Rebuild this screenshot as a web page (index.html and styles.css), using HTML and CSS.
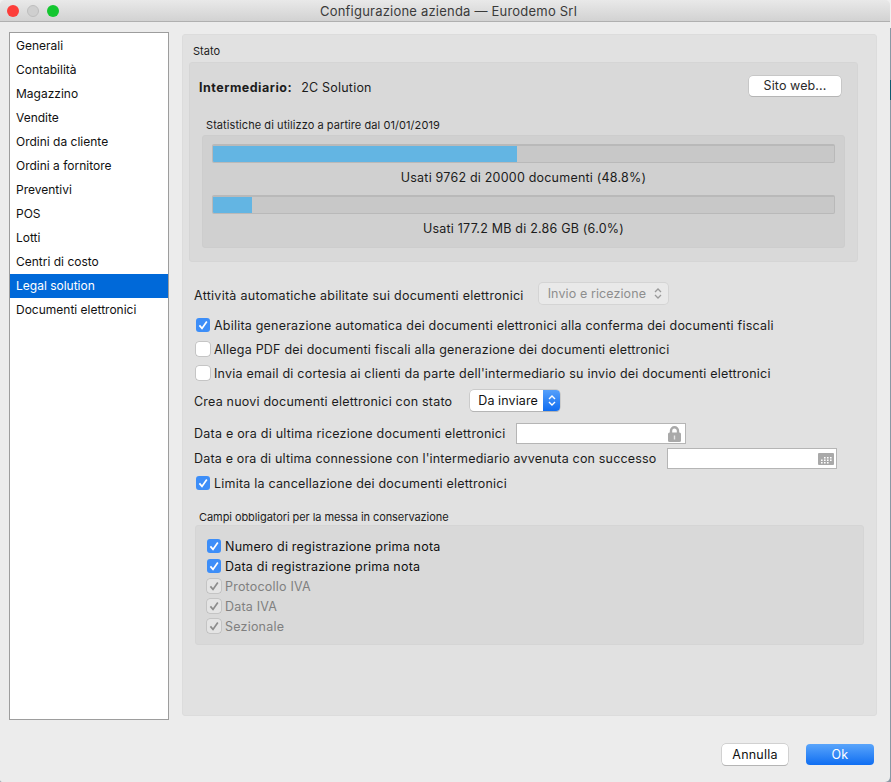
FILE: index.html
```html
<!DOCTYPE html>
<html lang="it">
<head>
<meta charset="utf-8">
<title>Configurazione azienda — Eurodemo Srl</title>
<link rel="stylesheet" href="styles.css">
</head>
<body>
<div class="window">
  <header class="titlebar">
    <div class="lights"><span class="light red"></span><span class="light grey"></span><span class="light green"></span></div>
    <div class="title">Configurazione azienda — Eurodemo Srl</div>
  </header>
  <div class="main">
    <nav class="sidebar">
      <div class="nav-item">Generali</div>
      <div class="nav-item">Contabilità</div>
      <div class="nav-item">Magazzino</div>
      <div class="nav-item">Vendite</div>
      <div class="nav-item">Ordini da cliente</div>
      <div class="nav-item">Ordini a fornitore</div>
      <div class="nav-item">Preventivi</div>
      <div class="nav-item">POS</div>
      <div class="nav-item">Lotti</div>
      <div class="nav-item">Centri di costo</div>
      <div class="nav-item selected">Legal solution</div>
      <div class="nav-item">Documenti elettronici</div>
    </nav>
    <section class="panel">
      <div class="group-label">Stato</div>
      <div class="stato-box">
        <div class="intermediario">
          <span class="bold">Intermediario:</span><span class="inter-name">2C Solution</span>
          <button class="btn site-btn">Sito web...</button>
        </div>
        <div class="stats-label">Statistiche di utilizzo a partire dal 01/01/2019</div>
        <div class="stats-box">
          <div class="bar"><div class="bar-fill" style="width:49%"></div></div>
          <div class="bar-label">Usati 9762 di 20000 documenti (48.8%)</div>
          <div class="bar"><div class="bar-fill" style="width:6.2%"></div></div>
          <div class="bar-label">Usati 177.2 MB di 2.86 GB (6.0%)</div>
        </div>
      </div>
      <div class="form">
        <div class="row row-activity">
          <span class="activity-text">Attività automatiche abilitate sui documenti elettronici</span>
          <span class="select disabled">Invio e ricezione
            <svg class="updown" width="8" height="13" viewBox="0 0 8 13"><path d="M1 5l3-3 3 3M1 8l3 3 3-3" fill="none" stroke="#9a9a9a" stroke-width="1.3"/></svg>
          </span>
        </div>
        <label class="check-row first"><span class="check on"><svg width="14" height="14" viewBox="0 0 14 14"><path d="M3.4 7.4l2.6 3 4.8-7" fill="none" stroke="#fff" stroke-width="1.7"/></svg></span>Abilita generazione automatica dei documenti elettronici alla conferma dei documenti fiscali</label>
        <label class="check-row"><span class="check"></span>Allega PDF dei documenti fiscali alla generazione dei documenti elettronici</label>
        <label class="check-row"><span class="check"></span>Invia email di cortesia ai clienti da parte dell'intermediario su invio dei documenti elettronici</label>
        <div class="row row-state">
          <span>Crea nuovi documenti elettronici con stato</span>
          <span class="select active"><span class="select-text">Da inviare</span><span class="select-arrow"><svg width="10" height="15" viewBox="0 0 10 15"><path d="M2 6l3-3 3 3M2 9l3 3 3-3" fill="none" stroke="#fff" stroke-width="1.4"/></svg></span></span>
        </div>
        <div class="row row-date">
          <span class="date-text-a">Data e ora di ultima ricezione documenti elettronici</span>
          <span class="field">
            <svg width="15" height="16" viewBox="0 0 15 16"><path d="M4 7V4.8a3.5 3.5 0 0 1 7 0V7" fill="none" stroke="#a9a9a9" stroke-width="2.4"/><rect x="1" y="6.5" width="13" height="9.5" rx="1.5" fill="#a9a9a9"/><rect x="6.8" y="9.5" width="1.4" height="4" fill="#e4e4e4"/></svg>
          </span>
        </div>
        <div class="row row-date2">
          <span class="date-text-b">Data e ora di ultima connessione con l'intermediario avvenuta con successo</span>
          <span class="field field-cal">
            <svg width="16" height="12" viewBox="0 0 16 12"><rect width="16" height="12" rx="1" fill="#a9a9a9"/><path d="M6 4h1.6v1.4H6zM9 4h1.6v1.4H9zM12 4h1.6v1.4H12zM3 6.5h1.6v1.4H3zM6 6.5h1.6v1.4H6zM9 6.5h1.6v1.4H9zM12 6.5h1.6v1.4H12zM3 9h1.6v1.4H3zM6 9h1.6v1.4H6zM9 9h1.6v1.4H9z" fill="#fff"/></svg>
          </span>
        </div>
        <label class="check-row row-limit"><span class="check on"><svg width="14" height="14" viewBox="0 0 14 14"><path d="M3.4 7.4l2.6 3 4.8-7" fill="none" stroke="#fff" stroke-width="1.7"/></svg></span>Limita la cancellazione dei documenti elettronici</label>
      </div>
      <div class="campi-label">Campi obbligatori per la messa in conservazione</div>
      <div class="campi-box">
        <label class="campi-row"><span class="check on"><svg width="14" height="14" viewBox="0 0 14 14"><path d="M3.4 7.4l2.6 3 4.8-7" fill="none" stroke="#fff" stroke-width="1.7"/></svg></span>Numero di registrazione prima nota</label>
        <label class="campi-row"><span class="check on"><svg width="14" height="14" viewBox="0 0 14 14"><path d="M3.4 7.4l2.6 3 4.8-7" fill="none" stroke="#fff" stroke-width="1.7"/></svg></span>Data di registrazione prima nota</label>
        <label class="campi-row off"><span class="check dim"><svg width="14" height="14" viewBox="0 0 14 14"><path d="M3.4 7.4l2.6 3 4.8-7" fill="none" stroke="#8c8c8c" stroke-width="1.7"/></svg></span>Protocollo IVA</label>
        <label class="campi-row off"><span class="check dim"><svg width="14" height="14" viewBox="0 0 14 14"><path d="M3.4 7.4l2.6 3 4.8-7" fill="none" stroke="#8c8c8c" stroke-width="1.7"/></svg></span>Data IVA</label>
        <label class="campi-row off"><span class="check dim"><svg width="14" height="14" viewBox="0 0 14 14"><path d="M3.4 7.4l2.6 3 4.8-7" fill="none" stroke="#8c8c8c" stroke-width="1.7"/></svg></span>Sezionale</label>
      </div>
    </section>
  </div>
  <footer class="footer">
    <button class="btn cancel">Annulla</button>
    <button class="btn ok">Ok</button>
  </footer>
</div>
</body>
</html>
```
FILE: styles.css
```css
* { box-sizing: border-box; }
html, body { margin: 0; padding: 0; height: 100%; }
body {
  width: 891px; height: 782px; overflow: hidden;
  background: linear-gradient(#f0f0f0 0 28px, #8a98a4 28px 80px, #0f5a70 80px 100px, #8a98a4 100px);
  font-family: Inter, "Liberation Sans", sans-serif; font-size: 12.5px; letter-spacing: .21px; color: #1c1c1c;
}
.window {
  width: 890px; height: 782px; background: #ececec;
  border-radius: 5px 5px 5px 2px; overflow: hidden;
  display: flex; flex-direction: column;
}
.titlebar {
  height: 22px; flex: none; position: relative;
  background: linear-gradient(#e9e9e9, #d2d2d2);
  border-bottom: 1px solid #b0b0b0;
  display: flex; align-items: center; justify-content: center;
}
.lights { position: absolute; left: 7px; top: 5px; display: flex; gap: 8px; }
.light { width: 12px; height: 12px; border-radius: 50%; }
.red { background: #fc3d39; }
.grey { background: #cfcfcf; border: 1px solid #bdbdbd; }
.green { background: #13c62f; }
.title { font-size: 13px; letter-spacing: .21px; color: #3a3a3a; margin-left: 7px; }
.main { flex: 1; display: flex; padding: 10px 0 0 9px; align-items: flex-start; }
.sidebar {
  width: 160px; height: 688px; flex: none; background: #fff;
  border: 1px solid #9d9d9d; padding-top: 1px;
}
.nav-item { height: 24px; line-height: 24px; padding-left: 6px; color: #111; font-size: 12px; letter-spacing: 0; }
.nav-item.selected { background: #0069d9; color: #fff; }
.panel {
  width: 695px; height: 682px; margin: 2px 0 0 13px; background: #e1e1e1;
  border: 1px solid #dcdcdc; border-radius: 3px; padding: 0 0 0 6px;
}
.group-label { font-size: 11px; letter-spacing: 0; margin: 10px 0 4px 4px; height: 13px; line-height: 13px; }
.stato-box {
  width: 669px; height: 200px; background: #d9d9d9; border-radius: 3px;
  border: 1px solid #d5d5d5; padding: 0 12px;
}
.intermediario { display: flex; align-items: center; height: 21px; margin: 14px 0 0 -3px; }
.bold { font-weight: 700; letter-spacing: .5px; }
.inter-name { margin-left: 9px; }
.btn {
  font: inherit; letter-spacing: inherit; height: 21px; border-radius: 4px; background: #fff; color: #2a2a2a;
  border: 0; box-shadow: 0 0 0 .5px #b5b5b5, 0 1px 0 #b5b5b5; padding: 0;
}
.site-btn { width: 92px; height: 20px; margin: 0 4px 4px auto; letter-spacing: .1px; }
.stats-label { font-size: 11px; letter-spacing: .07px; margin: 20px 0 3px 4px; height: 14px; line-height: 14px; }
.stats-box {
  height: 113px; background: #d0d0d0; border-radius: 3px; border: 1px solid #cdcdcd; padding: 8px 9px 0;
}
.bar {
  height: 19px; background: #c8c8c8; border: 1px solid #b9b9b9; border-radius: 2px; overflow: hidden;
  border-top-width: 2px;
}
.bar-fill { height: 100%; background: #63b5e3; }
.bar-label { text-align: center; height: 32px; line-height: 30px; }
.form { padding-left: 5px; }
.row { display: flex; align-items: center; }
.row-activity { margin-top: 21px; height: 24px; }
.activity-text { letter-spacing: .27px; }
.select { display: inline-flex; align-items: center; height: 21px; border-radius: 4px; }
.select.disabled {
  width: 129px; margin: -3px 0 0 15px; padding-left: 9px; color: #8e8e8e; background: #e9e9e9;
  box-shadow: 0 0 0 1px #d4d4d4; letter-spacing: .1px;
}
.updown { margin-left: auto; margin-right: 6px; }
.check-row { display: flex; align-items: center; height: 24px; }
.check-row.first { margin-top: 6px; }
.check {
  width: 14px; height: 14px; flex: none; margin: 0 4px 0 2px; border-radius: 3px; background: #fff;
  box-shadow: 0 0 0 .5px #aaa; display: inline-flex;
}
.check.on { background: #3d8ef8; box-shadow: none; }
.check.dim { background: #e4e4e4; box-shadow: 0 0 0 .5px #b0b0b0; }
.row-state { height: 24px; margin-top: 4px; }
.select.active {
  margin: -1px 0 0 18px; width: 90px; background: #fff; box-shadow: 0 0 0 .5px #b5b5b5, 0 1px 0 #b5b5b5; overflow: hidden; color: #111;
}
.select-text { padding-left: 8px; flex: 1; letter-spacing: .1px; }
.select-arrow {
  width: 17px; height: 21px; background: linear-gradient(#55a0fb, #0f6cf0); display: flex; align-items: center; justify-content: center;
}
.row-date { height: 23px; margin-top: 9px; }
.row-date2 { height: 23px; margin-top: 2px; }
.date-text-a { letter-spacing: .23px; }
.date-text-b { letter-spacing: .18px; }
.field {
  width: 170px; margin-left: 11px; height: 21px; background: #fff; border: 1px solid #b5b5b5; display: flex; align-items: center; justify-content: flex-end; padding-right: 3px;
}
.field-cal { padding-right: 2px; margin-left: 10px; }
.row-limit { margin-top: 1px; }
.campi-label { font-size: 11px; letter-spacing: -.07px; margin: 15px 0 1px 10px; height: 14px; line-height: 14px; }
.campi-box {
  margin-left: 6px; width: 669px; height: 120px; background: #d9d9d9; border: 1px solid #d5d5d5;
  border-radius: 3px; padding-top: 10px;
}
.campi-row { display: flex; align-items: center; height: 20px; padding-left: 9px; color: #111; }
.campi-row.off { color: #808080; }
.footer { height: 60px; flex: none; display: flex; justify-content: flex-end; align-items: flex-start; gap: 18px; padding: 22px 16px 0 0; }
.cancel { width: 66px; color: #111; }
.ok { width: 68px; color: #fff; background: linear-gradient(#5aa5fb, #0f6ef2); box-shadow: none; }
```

*Challenge*. Copy each line holding the word "index" from the listing above.

*Written answer*.
Rebuild this screenshot as a web page (index.html and styles.css), using HTML and CSS.
FILE: index.html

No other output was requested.